What law governs the disputes involving the external affairs of corporations? It would appear that the corporate choice-of-law doctrine has followed the conceptual developments within the choice-of-law and corporate contexts. A review of the choice-of-law decisions and literature suggests that these have equalised the choice-of-law rules applicable to private individuals to that of corporations. Within a broad range of various legal categories, such as contracts, torts and unjust enrichment, the same choice-of-law rules apply indiscriminately to private individuals and corporations.18 The same point is true with respect to the party autonomy principle. Without much hesitation, the revolution of the party autonomy principle has been extended to corporations.19 Thus, similarly to private individuals, corporations can decide which law will govern any future disputes. And most jurisdictions respect that provision.
Furthermore, a review of the judicial decisions suggests that the corporate context well-received the other related development of the choice-of-law doctrine — internationalisation and the subsequent relaxation in the ‘foreign element’ requirement. Consider, for example, the exclusion of the party autonomy principle from the purely domestic context, mentioned in the previous section.20 The case law has followed this relaxation tendency in light of the cross-border nature of corporations and the frequent discrepancy between the place of incorporation and other corporate activities. Accordingly, it has been acknowledged that a very low threshold of ‘foreignness’ would be sufficient to meet the requirements of the party autonomy principle and to classify a given situation as including a ‘foreign element’ within its factual matrix.21
Unfortunately, the smooth adoption of the ‘personhood’ and ‘internationalist’ moves does not seem to continue to the area of the so-called ‘internal affairs’ of corporations.
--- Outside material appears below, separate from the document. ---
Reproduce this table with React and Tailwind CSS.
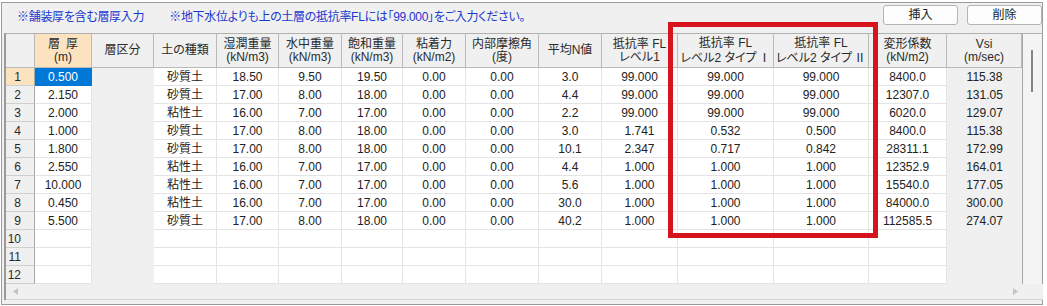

In contrast to corporate external affairs, these deal with disputes within the corporation itself: litigation between the corporate actors (shareholders, directors and executives) themselves, and between them and the corporation. The derivative claim of a New York shareholder against a German director mentioned in the introduction is an instance of corporate internal affairs.
The literature and the case law have sharply delineated between the external and internal affairs of corporations.22 It has been argued that the latter represent a distinctive form of interaction and should be governed exclusively by the choice-of-law rule of the place of incorporation.23 The place of incorporation rule closely follows the traditional vision of the corporation as subject to the state’s control. Representing the state’s authority over the place of the corporation’s creation, this rule crystallises the state-oriented vision of corporation. The supporters of this rule have justified it in precisely these terms.24 In addition, it has been argued that this choice-of-law rule leads to predictability, as it provides a clear pre-determinative answer to the question of applicable law to corporate internal affairs—the law of the place of incorporation.25
However, one can challenge the insistence of the contemporary literature and judicial decisions on the traditional place of incorporation rule. Originating within the classical conception of the corporation, it represents a vision of the corporation as intimately related to state activity and state control over the corporation. Changes have occurred however within both corporate law and choice-of-law doctrines. The personhood conception of corporations has prevailed in the corporate context, and the party autonomy principle has made its advances in the choice-of-law context.
Furthermore, the call for reconsideration of the place of incorporation choice-of-law rule is not solely based on conceptual grounds but aims to address the serious practical deficiencies that this rule entails. Today, if an Australian corporation wants its internal affairs to be governed by, say, a sophisticated and well-developed Delaware law, it must incorporate or re-incorporate in the US state of Delaware.26 This ‘choice’ of Delaware law comes with a price however. It would mean, for example, an additional taxation burden on the corporation. Furthermore, due to the nature of contemporary jurisdictional rules, it would be possible to sue this corporation in the state of Delaware, which would impose a significant financial burden on the corporation.27 In other words, the contemporary exclusive choice-of-law rule of the place of incorporation is not just conceptually defective but also problematic as a matter of practicality.
What should come instead of the place of incorporation rule? One can argue that corporations should simply be allowed to state the identity of the applicable law to govern their internal affairs in the foundational corporate document that sets the relationship within the corporate governance — the articles of incorporation. In contrast to the current regime where the corporation needs to incorporate or re-incorporate in a certain place in order to exercise its choice of the applicable law, this suggestion would enable such choice fairly easily, without the burden of the incorporation move.
It can be argued that the suggested corporate autonomy to determine the identity of the applicable law reflects the conceptual developments that have occurred within the corporate and choice-of-law doctrines. Similar to the changes that have occurred within the context of the private individual, there is no reason not to enable corporations to choose the applicable framework to adjudicate a dispute within the corporation.
Compared to the traditional place of incorporation rule, this ‘corporate autonomy’ would not just mean conceptual coherency, it would also address the contemporary practical difficulties that the place of incorporation rule involves. There is no reason to expose a corporation to further taxation requirements and the burden of litigation in a jurisdiction unrelated to it just because the corporation wishes to choose the applicable law. The place of incorporation rule is simply not practical and not efficient to govern corporate internal affairs. Furthermore, given the contemporary accessibility of the articles of association to corporate actors, the suggested incorporation of corporate autonomy meets (in addition to the state sovereignty justification) the other justifications for the place of incorporation rule — that of predictability and accessibility.
Conclusion
This article has examined the applicable law to corporations. It has tackled the parallel developments that have occurred within both corporate law and choice-of-law doctrines. It has argued that one can delineate two transformative shifts within both doctrines: internationalisation and party autonomy/personification. It then examined the nature and structure of the contemporary corporate choice-of-law rules. Within the area of corporate external affairs, the findings revealed that the choice-of-law rules have followed the developments within the corporate and choice-of-law contexts. However, in the area of corporate internal affairs, the findings were disappointing: the traditional place of incorporation rule has remained loyal to the state-based vision of corporations and choice-of-law rules. A suggestion to replace this rule was made to reflect our contemporary vision of the subjects and to address the practical deficiencies that the traditional rule entails.